Through her painting class, she has seen that some children want to learn how to paint, but their parents prevent them. At the beginning of her course, her school enrolled 100 children, but only 10 completed: the rest dropping out due to parental pressure.

Going it alone
Twenty-two-year old Pen Robit returned his wooden housein Otakam Pi village after attending painting classes at PPS in 2005. He preferred to go it alone and invent his own technique and style, rather than learn from others. His style took the art market by storm in Phnom Penh and many of his works were sold to foreign buyers.

“I do not use a brush to paint the lines. I use plastic bags to put the paint inside and make a tiny hole that paint can drop from. Then I squeeze the plastic bag to drop the paint on the canvas to make various images,” Pen Robit said.

It’s a time-consuming process. Pen Robit has to wait until one colour dries before he continues with another. Sometimes he has to contend with the chemical smells from the paints, which occasionally affect his health.  

“I still use the kind paint that’s usually used in the painting of iron on my canvases. This painting smells unhealthy, but the quality is good. For one picture, I have to paint up to six days, so I have to deal with the smell. But at the moment, I’m also doing research how to paint with acrylics,” Pen Robit said.  

Despite his success, Pen Robit doesn’t want to duplicate his work or keep painting the same line styles because he feels that art suffers from being beholden to market pressures. Artists should be independent, even from the financial side of art, he says.   
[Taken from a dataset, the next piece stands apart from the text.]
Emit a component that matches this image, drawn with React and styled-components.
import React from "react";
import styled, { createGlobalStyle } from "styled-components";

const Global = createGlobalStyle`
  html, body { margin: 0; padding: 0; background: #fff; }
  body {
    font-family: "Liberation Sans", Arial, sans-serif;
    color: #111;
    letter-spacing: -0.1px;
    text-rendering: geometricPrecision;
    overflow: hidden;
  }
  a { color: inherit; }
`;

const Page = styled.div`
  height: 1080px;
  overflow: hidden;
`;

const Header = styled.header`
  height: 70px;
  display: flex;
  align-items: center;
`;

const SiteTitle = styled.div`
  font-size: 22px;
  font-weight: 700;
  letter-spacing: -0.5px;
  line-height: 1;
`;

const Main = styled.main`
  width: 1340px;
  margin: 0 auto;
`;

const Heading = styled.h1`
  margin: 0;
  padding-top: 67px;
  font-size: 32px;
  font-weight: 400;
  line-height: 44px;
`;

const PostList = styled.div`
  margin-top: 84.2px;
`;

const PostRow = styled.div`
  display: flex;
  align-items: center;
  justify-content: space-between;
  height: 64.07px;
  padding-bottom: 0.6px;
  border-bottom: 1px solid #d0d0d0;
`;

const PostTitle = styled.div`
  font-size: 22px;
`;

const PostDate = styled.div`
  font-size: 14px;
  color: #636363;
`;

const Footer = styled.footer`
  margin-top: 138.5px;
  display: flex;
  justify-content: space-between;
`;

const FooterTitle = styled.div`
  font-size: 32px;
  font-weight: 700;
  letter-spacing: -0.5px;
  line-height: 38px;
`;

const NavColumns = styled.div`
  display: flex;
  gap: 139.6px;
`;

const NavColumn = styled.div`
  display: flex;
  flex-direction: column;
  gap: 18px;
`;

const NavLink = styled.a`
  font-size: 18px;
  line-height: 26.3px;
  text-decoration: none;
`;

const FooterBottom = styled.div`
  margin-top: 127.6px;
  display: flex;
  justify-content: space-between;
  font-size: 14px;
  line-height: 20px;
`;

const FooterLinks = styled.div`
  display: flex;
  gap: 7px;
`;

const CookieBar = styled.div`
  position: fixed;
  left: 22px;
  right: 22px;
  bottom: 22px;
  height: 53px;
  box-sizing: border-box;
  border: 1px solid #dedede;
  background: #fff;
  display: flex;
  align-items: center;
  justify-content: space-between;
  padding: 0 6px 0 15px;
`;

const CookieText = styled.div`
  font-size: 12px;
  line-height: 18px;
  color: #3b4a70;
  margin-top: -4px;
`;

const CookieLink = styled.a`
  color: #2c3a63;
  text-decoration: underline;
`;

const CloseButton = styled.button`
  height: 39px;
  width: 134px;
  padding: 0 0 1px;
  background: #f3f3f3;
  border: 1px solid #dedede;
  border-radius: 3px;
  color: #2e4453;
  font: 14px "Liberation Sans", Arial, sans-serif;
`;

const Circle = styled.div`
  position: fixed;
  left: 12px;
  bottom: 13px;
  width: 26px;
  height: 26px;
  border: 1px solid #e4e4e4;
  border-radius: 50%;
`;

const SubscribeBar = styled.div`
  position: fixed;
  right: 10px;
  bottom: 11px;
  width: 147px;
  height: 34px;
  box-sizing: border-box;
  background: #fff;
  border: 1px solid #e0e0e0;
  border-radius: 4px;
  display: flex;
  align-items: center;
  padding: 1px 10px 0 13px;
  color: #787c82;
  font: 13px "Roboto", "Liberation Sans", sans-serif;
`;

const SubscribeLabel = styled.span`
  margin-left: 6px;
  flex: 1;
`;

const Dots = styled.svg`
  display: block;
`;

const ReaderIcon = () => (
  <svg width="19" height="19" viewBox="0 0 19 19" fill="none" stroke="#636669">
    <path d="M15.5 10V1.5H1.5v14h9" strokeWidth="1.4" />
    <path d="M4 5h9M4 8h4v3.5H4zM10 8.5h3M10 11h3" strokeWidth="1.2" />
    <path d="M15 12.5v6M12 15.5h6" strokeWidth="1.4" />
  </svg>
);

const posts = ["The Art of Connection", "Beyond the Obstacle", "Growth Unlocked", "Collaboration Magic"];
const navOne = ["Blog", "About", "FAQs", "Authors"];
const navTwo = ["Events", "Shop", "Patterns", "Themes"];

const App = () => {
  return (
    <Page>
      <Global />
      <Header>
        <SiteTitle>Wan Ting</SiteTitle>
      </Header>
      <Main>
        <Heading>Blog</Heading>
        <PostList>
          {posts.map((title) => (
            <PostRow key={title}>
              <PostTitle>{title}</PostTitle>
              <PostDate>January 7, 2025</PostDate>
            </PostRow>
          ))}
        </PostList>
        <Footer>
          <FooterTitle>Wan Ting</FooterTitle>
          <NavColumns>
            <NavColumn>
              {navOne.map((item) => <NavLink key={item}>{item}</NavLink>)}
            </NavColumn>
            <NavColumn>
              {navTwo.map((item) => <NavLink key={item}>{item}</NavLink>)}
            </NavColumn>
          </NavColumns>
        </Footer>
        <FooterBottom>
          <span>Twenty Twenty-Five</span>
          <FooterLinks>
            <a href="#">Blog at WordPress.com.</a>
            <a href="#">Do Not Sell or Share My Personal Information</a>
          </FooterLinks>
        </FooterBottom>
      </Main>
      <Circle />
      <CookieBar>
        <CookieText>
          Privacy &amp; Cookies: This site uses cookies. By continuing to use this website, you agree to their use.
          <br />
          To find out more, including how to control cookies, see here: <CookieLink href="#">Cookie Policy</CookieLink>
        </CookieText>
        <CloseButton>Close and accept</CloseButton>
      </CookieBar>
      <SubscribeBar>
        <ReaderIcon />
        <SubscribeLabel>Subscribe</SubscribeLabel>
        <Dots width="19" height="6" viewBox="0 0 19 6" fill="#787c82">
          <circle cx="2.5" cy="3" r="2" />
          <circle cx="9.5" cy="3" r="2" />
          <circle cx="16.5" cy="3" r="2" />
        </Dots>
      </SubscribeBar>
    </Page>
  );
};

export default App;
“When I want to paint, I paint. When I don’t want to, I stay away from my painting stuff. I am an independent artist, so I want to be full of freedom.”

Finding the answer
In Kampong Seima village, about 50 minutes from Battambang town, there is a small hut that 24-year-old artist Nov Cheanick uses as his studio. He paints pictures on his wall, makes works for display at galleries, and uses his home as a centre for the local art community.

Nov Cheanick studied art at PPS in 2003 and he was the first painter at the school who was sent for further studies in France, two years ago. He notices many people do not analyse artworks too deeply, so he chooses to an abstract style to make viewers look more closely and think more deeply.  
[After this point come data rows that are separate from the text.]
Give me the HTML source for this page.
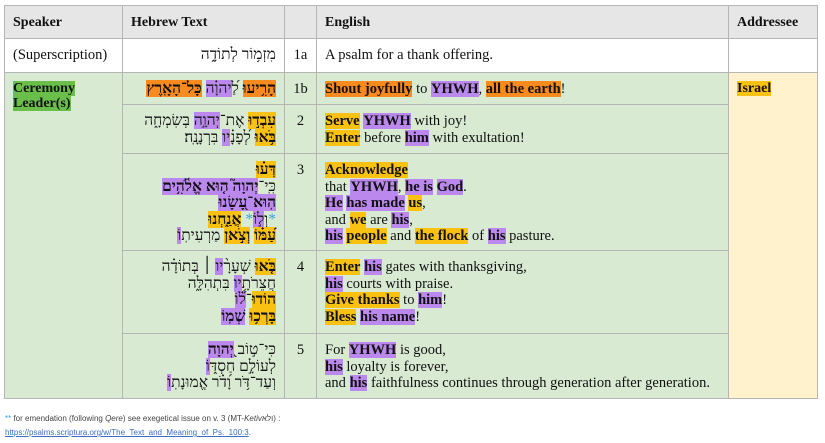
<!DOCTYPE html>
<html><head><meta charset="utf-8">
<style>
body{margin:0;width:825px;height:443px;background:#fff;position:relative;overflow:hidden;font-family:"Liberation Serif",serif;color:#111}
.c{position:absolute;box-sizing:border-box;border:1px solid #b5b5b5;padding:6px 8px;font-size:14.5px;line-height:16.6px}
.h{background:#e6e6e6;font-weight:bold;font-size:14px;padding-top:9px}
.g{background:#d9ead3}
.w{background:#fff}
.he{direction:rtl;text-align:right;font-family:"Liberation Serif","DejaVu Sans",serif;font-size:15.5px;line-height:16.6px}
.n{text-align:center}
.y{background:#f9c112;font-weight:bold}
.p{background:#bb88ee;font-weight:bold}
.o{background:#f98a1e;font-weight:bold}
.pp{background:#bb88ee}
.foot{position:absolute;left:5px;top:412px;font-family:"Liberation Sans",sans-serif;font-size:8px;color:#444;line-height:14px}
.foot a{color:#3a6fc4;text-decoration:underline}
</style></head><body>
<div class="c h" style="left:4px;top:5px;width:119px;height:34px">Speaker</div>
<div class="c h" style="left:122px;top:5px;width:163px;height:34px">Hebrew Text</div>
<div class="c h" style="left:284px;top:5px;width:33px;height:34px"></div>
<div class="c h" style="left:316px;top:5px;width:413px;height:34px">English</div>
<div class="c h" style="left:728px;top:5px;width:90px;height:34px">Addressee</div>
<div class="c w" style="left:4px;top:38px;width:119px;height:35px;padding-top:8px">(Superscription)</div>
<div class="c w he" style="left:122px;top:38px;width:163px;height:35px;padding-top:8px">מִזְמ֥וֹר לְתוֹדָ֑ה</div>
<div class="c w n" style="left:284px;top:38px;width:33px;height:35px;padding:8px 0 0">1a</div>
<div class="c w" style="left:316px;top:38px;width:413px;height:35px;padding-top:8px">A psalm for a thank offering.</div>
<div class="c w" style="left:728px;top:38px;width:90px;height:35px"></div>
<div class="c g" style="left:4px;top:72px;width:119px;height:327px;font-weight:bold;font-size:14px;line-height:15px;padding-top:8px"><span style="background:#6abf4b">Ceremony<br>Leader(s)</span></div>
<div class="c" style="left:728px;top:72px;width:90px;height:327px;background:#fff2cc;font-weight:bold;font-size:14px;padding-top:8px"><span style="background:#f9c112">Israel</span></div>
<div class="c g he" style="left:122px;top:72px;width:163px;height:33px;padding-top:8px"><span class="o">הָרִ֥יעוּ</span> לַ֝<span class="pp">יהוָ֗ה</span> <span class="o">כָּל־הָאָֽרֶץ</span>׃</div>
<div class="c g n" style="left:284px;top:72px;width:33px;height:33px;padding:8px 0 0">1b</div>
<div class="c g" style="left:316px;top:72px;width:413px;height:33px;padding-top:8px"><span class="o">Shout joyfully</span> to <span class="p">YHWH</span>, <span class="o">all the earth</span>!</div>
<div class="c g he" style="left:122px;top:104px;width:163px;height:50px;padding-top:8px"><span class="y">עִבְד֣וּ</span> אֶת־<span class="pp">יְהוָ֣ה</span> בְּשִׂמְחָ֑ה<br><span class="y">בֹּ֥אוּ</span> לְ֝פָנָ֗<span class="pp">יו</span> בִּרְנָנָֽה׃</div>
<div class="c g n" style="left:284px;top:104px;width:33px;height:50px;padding:8px 0 0">2</div>
<div class="c g" style="left:316px;top:104px;width:413px;height:50px;padding-top:8px"><span class="y">Serve</span> <span class="p">YHWH</span> with joy!<br><span class="y">Enter</span> before <span class="p">him</span> with exultation!</div>
<div class="c g he" style="left:122px;top:153px;width:163px;height:98px;padding-top:8px"><span class="y">דְּע֗וּ</span><br>כִּֽי־<span class="p">יְהוָה֮ ה֤וּא אֱלֹ֫הִ֥ים</span><br><span class="p">הֽוּא־עָ֭שָׂנוּ</span><br><span style="color:#3aa0e0">*</span>וְ<span class="pp">ל֣וֹ</span><span style="color:#3aa0e0">*</span> <span class="y">אֲנַ֑חְנוּ</span><br><span class="y">עַ֝מּ֗וֹ</span> <span class="y">וְצֹ֣אן</span> מַרְעִית<span class="pp">ֽוֹ</span>׃</div>
<div class="c g n" style="left:284px;top:153px;width:33px;height:98px;padding:8px 0 0">3</div>
<div class="c g" style="left:316px;top:153px;width:413px;height:98px;padding-top:8px"><span class="y">Acknowledge</span><br>that <span class="p">YHWH</span>, <span class="p">he is</span> <span class="p">God</span>.<br><span class="p">He</span> <span class="p">has made</span> <span class="y">us</span>,<br>and <span class="y">we</span> are <span class="p">his</span>,<br><span class="p">his</span> <span class="y">people</span> and <span class="y">the flock</span> of <span class="p">his</span> pasture.</div>
<div class="c g he" style="left:122px;top:250px;width:163px;height:84px;padding-top:8px"><span class="y">בֹּ֤אוּ</span> שְׁעָרָ֨<span class="pp">יו</span> ׀ בְּתוֹדָ֗ה<br>חֲצֵרֹתָ֥<span class="pp">יו</span> בִּתְהִלָּ֑ה<br><span class="y">הוֹדוּ</span>־<span class="pp">ל֝֗וֹ</span><br><span class="y">בָּרְכ֥וּ</span> <span class="p">שְׁמֽוֹ</span>׃</div>
<div class="c g n" style="left:284px;top:250px;width:33px;height:84px;padding:8px 0 0">4</div>
<div class="c g" style="left:316px;top:250px;width:413px;height:84px;padding-top:8px"><span class="y">Enter</span> <span class="p">his</span> gates with thanksgiving,<br><span class="p">his</span> courts with praise.<br><span class="y">Give thanks</span> to <span class="p">him</span>!<br><span class="y">Bless</span> <span class="p">his name</span>!</div>
<div class="c g he" style="left:122px;top:333px;width:163px;height:66px;padding-top:8px">כִּי־ט֣וֹב <span class="p">יְ֭הוָה</span><br>לְעוֹלָ֣ם חַסְדּ<span class="pp">֑וֹ</span><br>וְעַד־דֹּ֥ר וָ֝דֹ֗ר אֱמוּנָת<span class="pp">ֽוֹ</span>׃</div>
<div class="c g n" style="left:284px;top:333px;width:33px;height:66px;padding:8px 0 0">5</div>
<div class="c g" style="left:316px;top:333px;width:413px;height:66px;padding-top:8px;white-space:nowrap">For <span class="p">YHWH</span> is good,<br><span class="p">his</span> loyalty is forever,<br>and <span class="p">his</span> faithfulness continues through generation after generation.</div>
<div class="foot"><span style="color:#3aa0e0">**</span> for emendation (following <i>Qere</i>) see exegetical issue on v. 3 (MT-<i>Ketiv</i>ולא) :<br><a>https://psalms.scriptura.org/w/The_Text_and_Meaning_of_Ps._100:3</a>.</div>
</body></html>
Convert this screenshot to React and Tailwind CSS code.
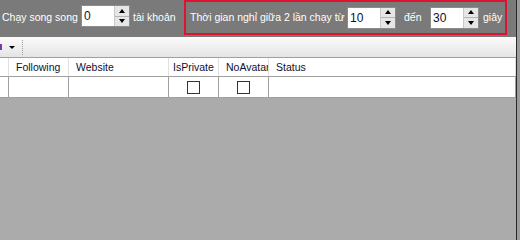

“In our society, people look at things without any consideration. They just see it, but they don’t really think about it. We do these contemporary paintings by adding more stuff or play around with a lot of different ideas because such paintings always make people wonder. When they wonder, then they will try to find an answer,” he explains.  

In his studio, which is near the path primary students take to school, Nov Cheanick painted a picture of his girlfriend with dark green skin and the face of an old woman. When students visit, they ask questions about this piece and the questions please him.

“They have questions for me, but I never answer them. I just tell them to find the answers on their own and tell me later what they think about my paintings,” he says.